* **PROBLEM STATEMENT**: Drop every picture. Then return, exactly, the lines from the beginning of the listing below through the one containing "import React from".

* **SOURCE EXCERPT**:

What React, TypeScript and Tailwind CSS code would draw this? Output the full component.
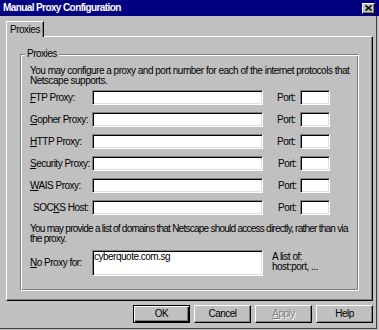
import React from "react";

const raised =
  "bg-[#c0c0c0] border border-t-white border-l-white border-r-black border-b-black shadow-[inset_-1px_-1px_0_#808080]";
const sunken =
  "bg-white border border-t-[#808080] border-l-[#808080] border-r-white border-b-white shadow-[inset_1px_1px_0_#000,inset_-1px_-1px_0_#dfdfdf]";

function Acc({ pre = "", k, rest }: { pre?: string; k: string; rest: string }) {
  return (
    <span>
      {pre}
      <span className="underline decoration-1 underline-offset-[1px]">{k}</span>
      {rest}
    </span>
  );
}

const rows = [
  { k: "F", rest: "TP Proxy:" },
  { k: "G", rest: "opher Proxy:" },
  { k: "H", rest: "TTP Proxy:" },
  { k: "S", rest: "ecurity Proxy:" },
  { k: "W", rest: "AIS Proxy:" },
  { pre: "SOC", k: "K", rest: "S Host:", indent: true },
];

export default function App() {
  return (
    <div className="w-[379px] h-[330px] bg-[#c0c0c0] overflow-hidden flex flex-col font-['Liberation_Sans',Arial,sans-serif] text-[10px] leading-[10px] tracking-[-0.5px] text-black">
      {/* Title bar */}
      <div className="h-[16px] bg-[#000080] flex items-center justify-between pl-[3px] pr-[4px] shrink-0">
        <span className="text-white font-bold tracking-[-0.6px] text-[10px]">Manual Proxy Configuration</span>
        <div className={`${raised} w-[13px] h-[11px] flex items-center justify-center`}>
          <svg width="7" height="6" viewBox="0 0 7 6">
            <path d="M0.5 0.5 L6.5 5.5 M6.5 0.5 L0.5 5.5" stroke="#000" strokeWidth="1.6" />
          </svg>
        </div>
      </div>

      {/* Body */}
      <div className="w-[377px] h-[313px] border-r border-b border-[#404040] pl-[6px] pt-[5px] flex flex-col">
        {/* Tab */}
        <div className="relative z-10 -mb-[1px] w-[38px] h-[16px] bg-[#c0c0c0] border-t border-l border-r border-t-white border-l-white border-r-black shadow-[inset_-1px_0_0_#808080] flex items-center justify-center">
          <span>Proxies</span>
        </div>

        {/* Tab panel */}
        <div className="w-[367px] h-[265px] border border-t-white border-l-white border-r-black border-b-black shadow-[inset_-1px_-1px_0_#808080] pt-[17px] pl-[13px]">
          {/* Group box */}
          <div className="relative w-[339px] h-[237px] border border-t-[#808080] border-l-[#808080] border-r-white border-b-white shadow-[inset_1px_1px_0_#fff,inset_-1px_-1px_0_#808080] pl-[9px] pt-[11px] flex flex-col">
            <span className="absolute left-[4px] -top-[6px] px-[2px] bg-[#c0c0c0]">Proxies</span>

            <p className="whitespace-nowrap">
              You may configure a proxy and port number for each of the internet protocols that
              <br />
              Netscape supports.
            </p>

            <div className="mt-[4px] flex flex-col gap-[7px]">
              {rows.map((r, i) => (
                <div key={i} className="flex items-center h-[15px]">
                  <div className={`w-[62px] whitespace-nowrap ${r.indent ? "pl-[3px]" : ""}`}>
                    <Acc pre={r.pre} k={r.k} rest={r.rest} />
                  </div>
                  <div className={`${sunken} w-[171px] h-[15px]`} />
                  <div className={`ml-[14px] w-[23px] ${i >= 3 ? "pl-[1px]" : ""}`}>Port:</div>
                  <div className={`${sunken} w-[30px] h-[15px]`} />
                </div>
              ))}
            </div>

            <p className="mt-[9px] whitespace-nowrap tracking-[-0.75px]">
              You may provide a list of domains that Netscape should access directly, rather than via
              <br />
              the proxy.
            </p>

            <div className="mt-[6px] flex items-start">
              <div className="w-[62px] h-[26px] flex items-center whitespace-nowrap">
                <Acc k="N" rest="o Proxy for:" />
              </div>
              <div className={`${sunken} w-[171px] h-[26px] pl-[1px] pt-[1px]`}>cyberquote.com.sg</div>
              <div className="ml-[9px] mt-[2px] whitespace-nowrap">
                A list of:
                <br />
                host:port, ...
              </div>
            </div>
          </div>
        </div>

        {/* Buttons */}
        <div className="w-[367px] mt-[4px] flex justify-end gap-[4px]">
          <button className="w-[57px] h-[18px] bg-[#c0c0c0] border border-black shadow-[inset_1px_1px_0_#fff,inset_-1px_-1px_0_#000,inset_-2px_-2px_0_#808080] flex items-center justify-center">
            OK
          </button>
          <button className={`${raised} w-[57px] h-[18px] flex items-center justify-center`}>Cancel</button>
          <button className={`${raised} w-[57px] h-[18px] flex items-center justify-center text-[#808080] [text-shadow:1px_1px_0_#fff]`}>
            <Acc k="A" rest="pply" />
          </button>
          <button className={`${raised} w-[57px] h-[18px] flex items-center justify-center`}>Help</button>
        </div>
      </div>
    </div>
  );
}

* **RESULT OF THE TASK**:
What React, TypeScript and Tailwind CSS code would draw this? Output the full component.
import React from "react";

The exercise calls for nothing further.